The Sacrifice (Swedish: Offret) is a 1986 Swedish film directed by Andrei Tarkovsky. Starring Erland Josephson, it centers on a middle-aged intellectual who attempts to bargain with God to stop an impending nuclear holocaust. The Sacrifice was Tarkovsky's third film as a Soviet expatriate, after Nostalghia and the documentary Voyage in Time, and was also his last, as he died shortly after its completion. Like 1972's Solaris, it won the Grand Prix at the Cannes Film Festival.

The film opens on the birthday of Alexander (Erland Josephson), an actor who gave up the stage to work as a journalist, critic, and lecturer on aesthetics. He lives in a beautiful house with his actress wife Adelaide (Susan Fleetwood), stepdaughter Marta (Filippa Franzén), and young son, "Little Man", who is temporarily mute due to a throat operation. Alexander and Little Man plant a tree by the seaside, when Alexander's friend Otto, a part-time postman, delivers a birthday card to him. When Otto asks, Alexander mentions that his relationship with God is "nonexistent". After Otto leaves, Adelaide and Victor, a medical doctor and a close family friend who performed Little Man's operation, arrive at the scene and offer to take Alexander and Little Man home in Victor's car. However, Alexander prefers to stay behind and talk to his son. In his monologue, Alexander first recounts how he and Adelaide found this lovely house near the sea by accident, and how they fell in love with the house and surroundings, but then enters a bitter tirade against the state of modern man. As Tarkovsky wrote, Alexander is weary of "the pressures of change, the discord in his family, and his instinctive sense of the threat posed by the relentless march of technology"; in fact, he has "grown to hate the emptiness of human speech".

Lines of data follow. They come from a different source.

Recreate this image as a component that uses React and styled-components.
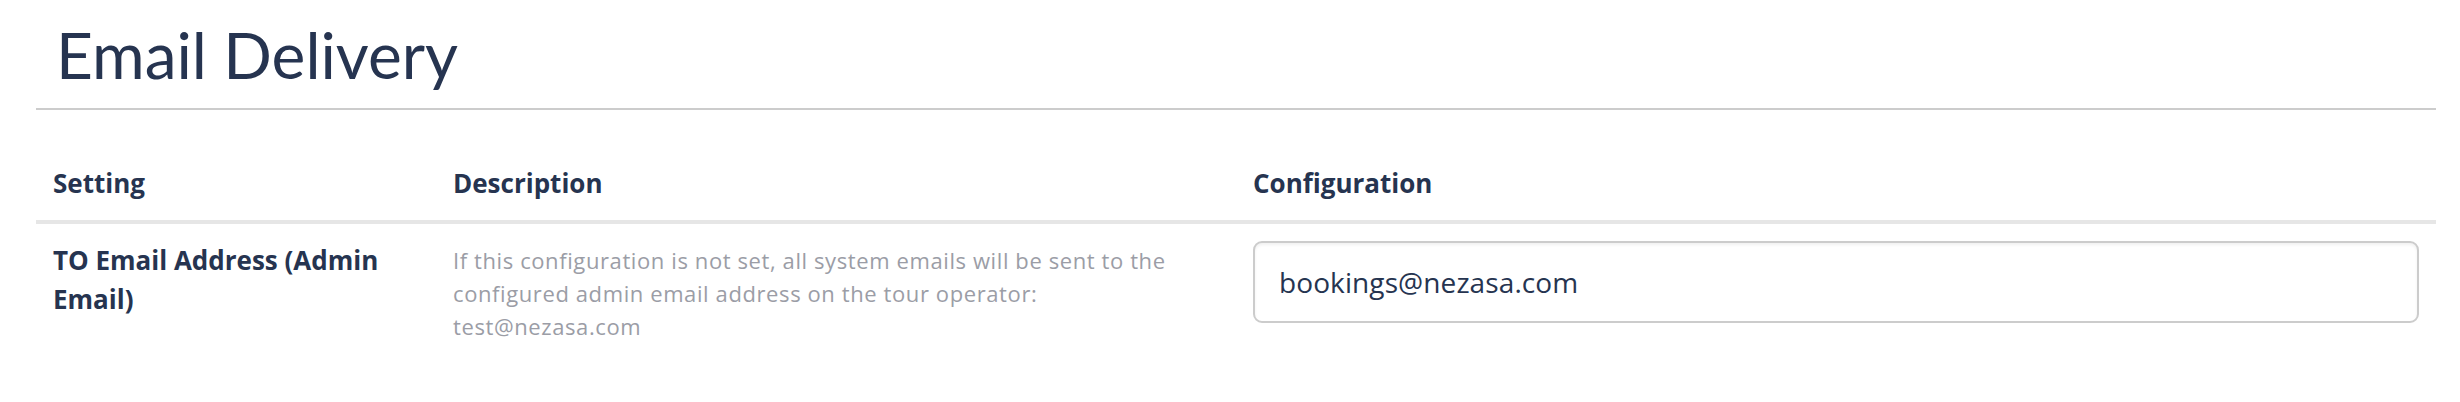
import styled, { createGlobalStyle } from "styled-components";

const GlobalStyle = createGlobalStyle`
    body {
        margin: 0;
        background: #fff;
        font-family: "Open Sans", "Noto Sans", sans-serif;
        color: #263450;
    }
`

const Page = styled.div`
    padding: 0 24px 0 36px;
`

const Header = styled.header`
    padding: 16px 0 15px 20px;
    border-bottom: 2px solid #cccccc;
`

const Title = styled.h1`
    margin: 0;
    font-family: "Lato", sans-serif;
    font-size: 64px;
    line-height: 77px;
    font-weight: 400;
    color: #263450;
`

const Table = styled.table`
    width: 100%;
    margin-top: 37px;
    border-collapse: collapse;
    table-layout: fixed;
`

const TH = styled.th`
    box-sizing: border-box;
    width: ${(p) => p.$width};
    padding: 17px;
    text-align: left;
    font-size: 26px;
    line-height: 39px;
    font-weight: 700;
    color: #263450;
    border-bottom: 4px solid #e6e6e6;
`

const TD = styled.td`
    padding: 17px;
    vertical-align: top;
`

const SettingName = styled.div`
    font-size: 26px;
    line-height: 39px;
    font-weight: 700;
    color: #263450;
`

const Description = styled.div`
    padding-top: 3px;
    font-size: 22px;
    line-height: 33px;
    letter-spacing: 0.6px;
    color: #9b9da6;
`

const Input = styled.input`
    box-sizing: border-box;
    width: 100%;
    height: 82px;
    padding: 0 24px;
    border: 2px solid #cccccc;
    border-radius: 9px;
    box-shadow: inset 0 2px 3px rgba(0, 0, 0, 0.06);
    font-family: inherit;
    font-size: 28px;
    letter-spacing: 0.1px;
    color: #263450;
    background: #fff;
    outline: none;
`

const columns = [
    { label: "Setting", width: "16.667%" },
    { label: "Description", width: "33.333%" },
    { label: "Configuration", width: "50%" },
]

const App = () => {
    return (
        <>
            <GlobalStyle />
            <Page>
                <Header>
                    <Title>Email Delivery</Title>
                </Header>
                <Table>
                    <thead>
                        <tr>
                            {columns.map((col) => (
                                <TH key={col.label} $width={col.width}>{col.label}</TH>
                            ))}
                        </tr>
                    </thead>
                    <tbody>
                        <tr>
                            <TD>
                                <SettingName>TO Email Address (Admin Email)</SettingName>
                            </TD>
                            <TD>
                                <Description>
                                    If this configuration is not set, all system emails will be sent to the
                                    configured admin email address on the tour operator: test@nezasa.com
                                </Description>
                            </TD>
                            <TD>
                                <Input defaultValue="bookings@nezasa.com" />
                            </TD>
                        </tr>
                    </tbody>
                </Table>
            </Page>
        </>
    );
}

export default App;
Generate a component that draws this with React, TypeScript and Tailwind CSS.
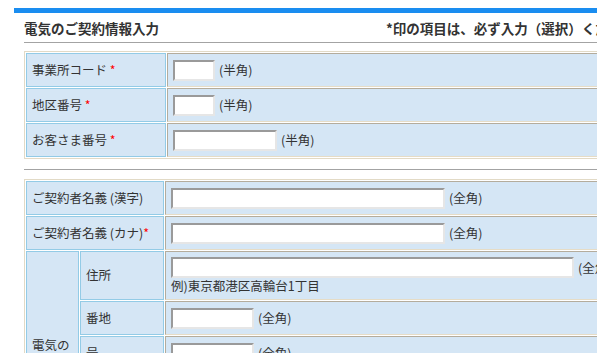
import React from 'react';

const labelCell =
  'bg-[#d5e6f5] border border-[#93cbe6] px-[5px] py-0 text-left align-middle font-normal';
const valueCell =
  'bg-[#d5e6f5] border border-t-[#b4ac9c] border-l-[#b4ac9c] border-b-[#e6dcc6] border-r-[#e6dcc6] px-[5px] py-0 text-left align-middle';
const tableCls =
  'border-separate border-spacing-[1px] border border-[#e2dac6] w-[700px] text-[12.5px] text-[#333]';

function Req() {
  return <span className="text-[#ff0000]">*</span>;
}

function Field({ w }: { w: string }) {
  return (
    <input
      type="text"
      className={`${w} h-[21px] border-2 border-t-[#9a9a9a] border-l-[#9a9a9a] border-b-[#e6e6e6] border-r-[#e6e6e6] bg-white align-middle outline-none`}
    />
  );
}

function Note({ children }: { children: React.ReactNode }) {
  return <span className="ml-[4px] align-middle">{children}</span>;
}

export default function App() {
  return (
    <div className="w-[597px] h-[353px] overflow-hidden bg-white font-['Noto_Sans_CJK_JP',sans-serif]">
      <div className="w-[720px] pt-[8px] pl-[14px]">
        <div className="h-[5px] bg-[#1a8df0]" />
        <div className="pl-[10px]">
          <h2 className="mt-[6px] pb-[5px] border-b border-[#a3a3a3] text-[13.5px] leading-[18px] font-bold text-[#333] whitespace-nowrap">
            <span className="inline-block w-[362px]">電気のご契約情報入力</span>
            <span>*印の項目は、必ず入力（選択）ください。</span>
          </h2>

          <table className={`${tableCls} mt-[8px]`}>
            <tbody>
              <tr>
                <th className={`${labelCell} w-[140px] h-[34px]`}>
                  事業所コード <Req />
                </th>
                <td className={valueCell}>
                  <Field w="w-[42px]" />
                  <Note>(半角)</Note>
                </td>
              </tr>
              <tr>
                <th className={`${labelCell} h-[34px]`}>
                  地区番号 <Req />
                </th>
                <td className={valueCell}>
                  <Field w="w-[42px]" />
                  <Note>(半角)</Note>
                </td>
              </tr>
              <tr>
                <th className={`${labelCell} h-[34px]`}>
                  お客さま番号 <Req />
                </th>
                <td className={valueCell}>
                  <Field w="w-[104px]" />
                  <Note>(半角)</Note>
                </td>
              </tr>
            </tbody>
          </table>

          <div className="mt-[10px] border-t border-[#a3a3a3]" />

          <table className={`${tableCls} mt-[9px]`}>
            <tbody>
              <tr>
                <th colSpan={2} className={`${labelCell} h-[34px]`}>
                  ご契約者名義 (漢字)
                </th>
                <td className={valueCell}>
                  <Field w="w-[274px]" />
                  <Note>(全角)</Note>
                </td>
              </tr>
              <tr>
                <th colSpan={2} className={`${labelCell} h-[34px]`}>
                  ご契約者名義 (カナ)<Req />
                </th>
                <td className={valueCell}>
                  <Field w="w-[274px]" />
                  <Note>(全角)</Note>
                </td>
              </tr>
              <tr>
                <th rowSpan={6} className={`${labelCell} w-[53px] leading-[18px]`}>
                  電気の
                  <br />
                  ご使用
                  <br />
                  場所
                </th>
                <th className={`${labelCell} w-[84px] h-[49px]`}>住所</th>
                <td className={`${valueCell} leading-[16px]`}>
                  <div className="whitespace-nowrap">
                    <Field w="w-[403px]" />
                    <Note>(全角)</Note>
                  </div>
                  <div>例)東京都港区高輪台1丁目</div>
                </td>
              </tr>
              <tr>
                <th className={`${labelCell} h-[34px]`}>番地</th>
                <td className={valueCell}>
                  <Field w="w-[83px]" />
                  <Note>(全角)</Note>
                </td>
              </tr>
              <tr>
                <th className={`${labelCell} h-[34px]`}>号</th>
                <td className={valueCell}>
                  <Field w="w-[83px]" />
                  <Note>(全角)</Note>
                </td>
              </tr>
              <tr>
                <th className={`${labelCell} h-[34px]`}>建物名</th>
                <td className={valueCell}>
                  <Field w="w-[274px]" />
                  <Note>(全角)</Note>
                </td>
              </tr>
              <tr>
                <th className={`${labelCell} h-[34px]`}>部屋番号</th>
                <td className={valueCell}>
                  <Field w="w-[83px]" />
                  <Note>(全角)</Note>
                </td>
              </tr>
              <tr>
                <th className={`${labelCell} h-[34px]`}>電話番号</th>
                <td className={valueCell}>
                  <Field w="w-[104px]" />
                  <Note>(半角)</Note>
                </td>
              </tr>
            </tbody>
          </table>
        </div>
      </div>
    </div>
  );
}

The family, as well as Victor and Otto, gather at Alexander's house for the celebration. Their maid Maria leaves, while nurse-maid Julia stays to help with the dinner. People comment on Maria's odd appearances and behavior. The guests chat inside the house, where Otto reveals that he is a student of paranormal phenomena, a collector of "inexplicable but true incidences." Just when the dinner is almost ready, the rumbling noise of low-flying jet fighters interrupts them, and soon after, as Alexander enters, a news program announces the beginning of what appears to be all-out war, and possibly nuclear holocaust. In despair, he vows to God to sacrifice all he loves, even Little Man, if this may be undone. Otto advises him to slip away and lie with Maria, whom Otto convinces him is a witch, "in the best possible sense". Alexander takes his gun, leaves a note in his room, escapes the house, and rides his bike to where she is staying. She is bewildered when he makes his advances, but when he puts his gun to his temple ("Don't kill us, Maria"), at which point the jet-fighters' rumblings return, she soothes him and they consummate while floating above her bed, though Alexander's reaction is ambiguous.